Agent-Native Reversing As A Distinct Workflow Modality
Sources: 1 • Confidence: High • Updated: 2026-03-11 09:08
Key takeaways
- Agents work best when tool interfaces provide shell-friendly, structured, predictable outputs (often JSON) that can be piped into common CLI tools and support short feedback loops.
- Codex tool output truncates the middle of large outputs with a marker, which is particularly harmful for large function decompilations.
- In reversing a stripped 2004 Windows x86 binary during a Zig port, the primary effort was naming, typing, cross-referencing, and inferring symbols rather than decompilation itself.
- Working against a persistent Binary Ninja database (.bndb) allowed edits to persist and propagate in seconds rather than minutes.
- bn is an opinionated shell layer that bridges a CLI to a live Binary Ninja GUI session via a socket-connected plugin that owns API access.
Sections
Agent-Native Reversing As A Distinct Workflow Modality
- Agents work best when tool interfaces provide shell-friendly, structured, predictable outputs (often JSON) that can be piped into common CLI tools and support short feedback loops.
- Reverse-engineering tools are increasingly being used by agents as a distinct interaction modality, separate from GUI-first human workflows and headless batch scripting.
- Agent-native tools should be evaluated by whether they create a loop tight enough that the model keeps choosing them for real work rather than merely being callable.
Tool I/O Constraints: Truncation, Token Limits, And Session Stability
- Codex tool output truncates the middle of large outputs with a marker, which is particularly harmful for large function decompilations.
- bn provides stable shell commands, returns text when appropriate and JSON when structure matters, and auto-spills large outputs to disk with token and line counts to avoid context blowups.
- Increasing the MCP tool output token limit can avoid truncation but can destabilize a session by consuming the compaction buffer.
Observed Workload Composition And Sustained Agent Tool Usage
- In reversing a stripped 2004 Windows x86 binary during a Zig port, the primary effort was naming, typing, cross-referencing, and inferring symbols rather than decompilation itself.

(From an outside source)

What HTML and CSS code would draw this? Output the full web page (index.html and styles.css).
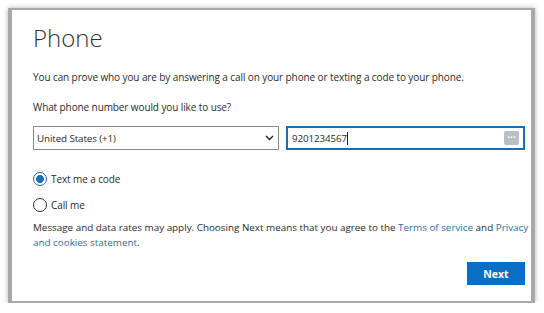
FILE: index.html
```html
<!DOCTYPE html>
<html lang="en">
<head>
  <meta charset="UTF-8">
  <title>Phone</title>
  <link rel="stylesheet" href="styles.css">
</head>
<body>
  <div class="frame">
    <h1 class="title">Phone</h1>
    <p class="intro">You can prove who you are by answering a call on your phone or texting a code to your phone.</p>
    <p class="question">What phone number would you like to use?</p>

    <div class="phone-row">
      <div class="select">
        <span>United States (+1)</span>
        <svg class="chevron" width="9" height="6" viewBox="0 0 9 6">
          <path d="M1 1 L4.5 4.5 L8 1" fill="none" stroke="#222" stroke-width="1.4"/>
        </svg>
      </div>
      <div class="number">
        <span>9201234567</span><span class="caret"></span>
        <span class="dots">&middot;&middot;&middot;</span>
      </div>
    </div>

    <div class="options">
      <label class="radio checked"><span class="circle"></span>Text me a code</label>
      <label class="radio"><span class="circle"></span>Call me</label>
    </div>

    <p class="terms">Message and data rates may apply. Choosing Next means that you agree to the <a href="#">Terms of service</a> and <a href="#"><span>Privacy</span> <span>and cookies statement</span></a>.</p>

    <div class="actions">
      <button>Next</button>
    </div>
  </div>
</body>
</html>
```

FILE: styles.css
```css
* {
  margin: 0;
  padding: 0;
  box-sizing: border-box;
}

body {
  background: #fff;
  font-family: "Segoe UI", "Open Sans", sans-serif;
  color: #2b2b2b;
  font-size: 10px;
  letter-spacing: -0.1px;
}

.frame {
  margin: 8px 0 0 8px;
  width: 527px;
  height: 295px;
  background: #fff;
  border-style: solid;
  border-color: #a8a8a8;
  border-width: 2px 4px 2px 4px;
  box-shadow: 0 0 5px rgba(0, 0, 0, 0.3);
  padding: 13px 6px 0 21px;
}

.title {
  font-size: 24px;
  font-weight: 300;
  line-height: 30px;
  color: #333;
  letter-spacing: 0;
}

.intro {
  margin-top: 16px;
  line-height: 16px;
}

.question {
  margin-top: 14px;
  line-height: 16px;
}

.phone-row {
  display: flex;
  gap: 7px;
  margin-top: 11px;
}

.select {
  width: 246px;
  height: 24px;
  border: 1px solid #8a8a8a;
  display: flex;
  align-items: center;
  justify-content: space-between;
  padding: 0 4px 0 3px;
  font-size: 9.8px;
}

.number {
  flex: 1;
  height: 24px;
  border: 2px solid #1a6eb5;
  display: flex;
  align-items: center;
  padding: 0 4px 0 4px;
  font-size: 9.8px;
}

.caret {
  width: 1px;
  height: 13px;
  background: #222;
}

.dots {
  margin-left: auto;
  width: 15px;
  height: 14px;
  border-radius: 2px;
  background: #b9bec7;
  color: #fff;
  font-size: 10px;
  line-height: 13px;
  text-align: center;
  font-weight: bold;
  letter-spacing: 0;
}

.options {
  margin-top: 22px;
  display: flex;
  flex-direction: column;
  gap: 12px;
}

.radio {
  display: flex;
  align-items: center;
  gap: 4px;
  height: 14px;
}

.circle {
  width: 14px;
  height: 14px;
  border-radius: 50%;
  border: 1px solid #333;
  background: #fff;
}

.checked .circle {
  border-color: #1a6eb5;
  background: radial-gradient(circle, #1a6eb5 0 3.6px, #fff 4.2px);
}

.terms {
  margin-top: 8px;
  margin-right: -8px;
  line-height: 15px;
  font-size: 9.85px;
  letter-spacing: 0;
}

.terms a {
  color: #2c6ea8;
  text-decoration: none;
}

.actions {
  display: flex;
  justify-content: flex-end;
  margin-top: 12px;
}

button {
  width: 58px;
  height: 23px;
  border: none;
  background: #0b6ec5;
  color: #fff;
  font-family: inherit;
  font-size: 10.5px;
  font-weight: bold;
}
```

- In a 36-hour session, Codex issued 1,548 bn commands including 547 decompiles, 246 xref walks, 217 searches, 95 inline Python snippets, 67 renames, and 48 struct edits.

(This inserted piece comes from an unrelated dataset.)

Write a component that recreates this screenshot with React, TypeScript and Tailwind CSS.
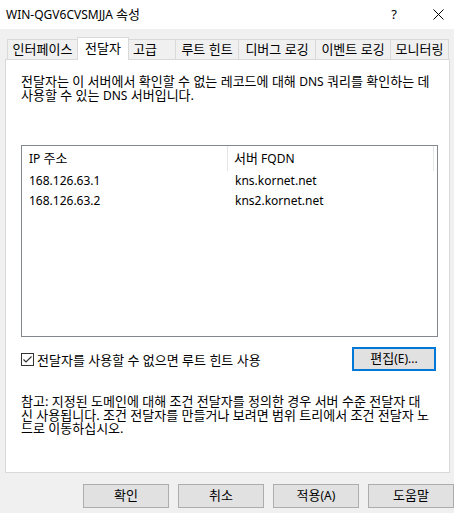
import React from "react";

const font = { fontFamily: '"Noto Sans", "Noto Sans CJK KR", sans-serif' };

function L({ children }: { children: React.ReactNode }) {
  return <span className="text-[12px]">{children}</span>;
}

function Tab({ label, w, selected, cls }: { label: string; w: string; selected?: boolean; cls?: string }) {
  return (
    <div
      className={
        selected
          ? `${w} h-[23px] -mb-px relative z-10 bg-white border-l border-t border-r border-[#d9d9d9] flex items-center justify-center pb-px`
          : `${w} h-[20px] border-t border-[#d9d9d9] flex items-center ${cls ?? "border-l justify-center"}`
      }
    >
      <span className="whitespace-nowrap text-[13px]">{label}</span>
    </div>
  );
}

export default function App() {
  return (
    <div className="w-[454px] h-[513px] bg-[#f0f0f0] text-[13px] text-black flex flex-col overflow-hidden" style={font}>
      {/* title bar */}
      <div className="h-[29px] bg-white flex items-center">
        <span className="pl-[6px] flex-1 whitespace-nowrap">
          <L>WIN-QGV6CVSMJJA </L>속성
        </span>
        <span className="w-[14px] text-center text-[13px] mr-[32px]">?</span>
        <svg width="11" height="11" viewBox="0 0 11 11" className="mr-[10px]">
          <path d="M0.5 0.5 L10.5 10.5 M10.5 0.5 L0.5 10.5" stroke="#000" strokeWidth="1" />
        </svg>
      </div>

      {/* tabs */}
      <div className="pt-[8px] pl-[7px] flex items-end h-[30px]">
        <Tab label="인터페이스" w="w-[70px]" />
        <Tab label="전달자" w="w-[52px]" selected />
        <Tab label="고급" w="w-[46px]" cls="justify-start pl-[4px]" />
        <Tab label="루트 힌트" w="w-[63px]" />
        <Tab label="디버그 로깅" w="w-[77px]" />
        <Tab label="이벤트 로깅" w="w-[75px]" />
        <Tab label="모니터링" w="w-[59px]" cls="border-l border-r justify-center" />
      </div>

      {/* panel */}
      <div className="ml-[5px] w-[445px] h-[414px] bg-white border border-[#d9d9d9] pt-[15px] pl-[15px] pr-[11px] flex flex-col">
        <p className="leading-[13.5px] whitespace-nowrap">
          전달자는 이 서버에서 확인할 수 없는 레코드에 대해 <L>DNS</L> 쿼리를 확인하는 데
          <br />
          사용할 수 있는 <L>DNS</L> 서버입니다.
        </p>

        {/* list view */}
        <div className="mt-[43px] h-[192px] border border-[#828790] flex flex-col">
          <div className="h-[25px] flex">
            <div className="w-[206px] border-r border-[#e5e5e5] pl-[7px] flex items-center">
              <L>IP&nbsp;</L>주소
            </div>
            <div className="w-[206px] border-r border-[#e5e5e5] pl-[6px] flex items-center">
              서버<L>&nbsp;FQDN</L>
            </div>
          </div>
          <div className="h-[20px] flex items-center text-[12px]">
            <div className="w-[207px] pl-[7px]">168.126.63.1</div>
            <div className="pl-[6px]">kns.kornet.net</div>
          </div>
          <div className="h-[19px] flex items-center text-[12px]">
            <div className="w-[207px] pl-[7px]">168.126.63.2</div>
            <div className="pl-[6px]">kns2.kornet.net</div>
          </div>
        </div>

        {/* checkbox + edit */}
        <div className="mt-[10px] flex items-center justify-between pr-[2px]">
          <div className="flex items-center">
            <svg width="13" height="13" viewBox="0 0 13 13">
              <rect x="0.5" y="0.5" width="12" height="12" fill="#fff" stroke="#333" strokeWidth="1" />
              <path d="M2.5 6.5 L5 9 L10.5 3.5" fill="none" stroke="#333" strokeWidth="1.2" />
            </svg>
            <span className="ml-[3px] mt-[3px] whitespace-nowrap">전달자를 사용할 수 없으면 루트 힌트 사용</span>
          </div>
          <div className="w-[84px] h-[24px] bg-[#e1e1e1] border-2 border-[#0078d7] flex items-center justify-center whitespace-nowrap">
            편집<L>(E)...</L>
          </div>
        </div>

        <p className="mt-[24px] leading-[13.5px] whitespace-nowrap">
          참고: 지정된 도메인에 대해 조건 전달자를 정의한 경우 서버 수준 전달자 대
          <br />
          신 사용됩니다. 조건 전달자를 만들거나 보려면 범위 트리에서 조건 전달자 노
          <br />
          드로 이동하십시오.
        </p>
      </div>

      {/* bottom buttons */}
      <div className="mt-[11px] flex justify-end gap-[9px]">
        <div className="w-[86px] h-[24px] bg-[#e1e1e1] border border-[#adadad] flex items-center justify-center">확인</div>
        <div className="w-[86px] h-[24px] bg-[#e1e1e1] border border-[#adadad] flex items-center justify-center">취소</div>
        <div className="w-[86px] h-[24px] bg-[#e1e1e1] border border-[#adadad] flex items-center justify-center">
          적용<L>(A)</L>
        </div>
        <div className="w-[86px] h-[24px] bg-[#e1e1e1] border border-[#adadad] flex items-center justify-center">도움말</div>
      </div>
    </div>
  );
}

- For cross-port reversing, opening symbol-rich Android and iOS builds alongside a stripped Windows build enabled using the mobile binaries as naming and behavior oracles to promote higher-confidence symbols in the Windows target.
Iteration Latency And The Value Of Persistent Analysis State
- Working against a persistent Binary Ninja database (.bndb) allowed edits to persist and propagate in seconds rather than minutes.

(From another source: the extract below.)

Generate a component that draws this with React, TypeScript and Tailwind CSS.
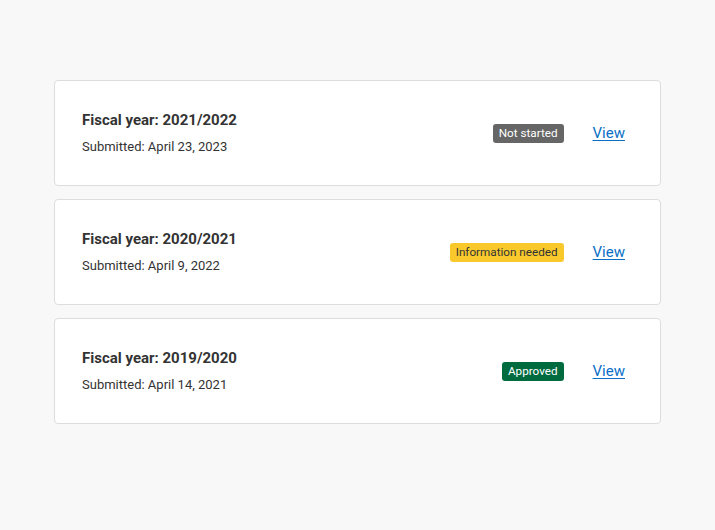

- Using Ghidra via scripts without a project required rerunning pipelines after each symbol-deciphering pass, which slowed iteration.
Architecture And Licensing/Deployment Implications Of A Live Gui Bridge
- bn is an opinionated shell layer that bridges a CLI to a live Binary Ninja GUI session via a socket-connected plugin that owns API access.
- Because bn runs through a GUI plugin, it works with a personal Binary Ninja license and avoids a commercial-license requirement for headless mode.
Unknowns
- How general are the reported reliability and productivity outcomes (command volume, sustained usage) across different models, binaries, and reverse-engineering tasks?
- What are the quantitative time/cost deltas versus baseline workflows (e.g., existing MCP integration, headless scripting, or manual GUI use) for comparable reversing tasks?
- Under what exact conditions does raising tool output token limits destabilize sessions (thresholds, workload types, compaction buffer behavior), and how often does this occur in practice?
- How robust is bn’s spill-to-disk mechanism in varied environments (paths, permissions, cleanup, concurrency), and what failure rates remain after fixes?
- What is the residual error rate for automated mutations (renames, struct edits, type propagation) when using preview/diff verification, and what classes of errors can still slip through?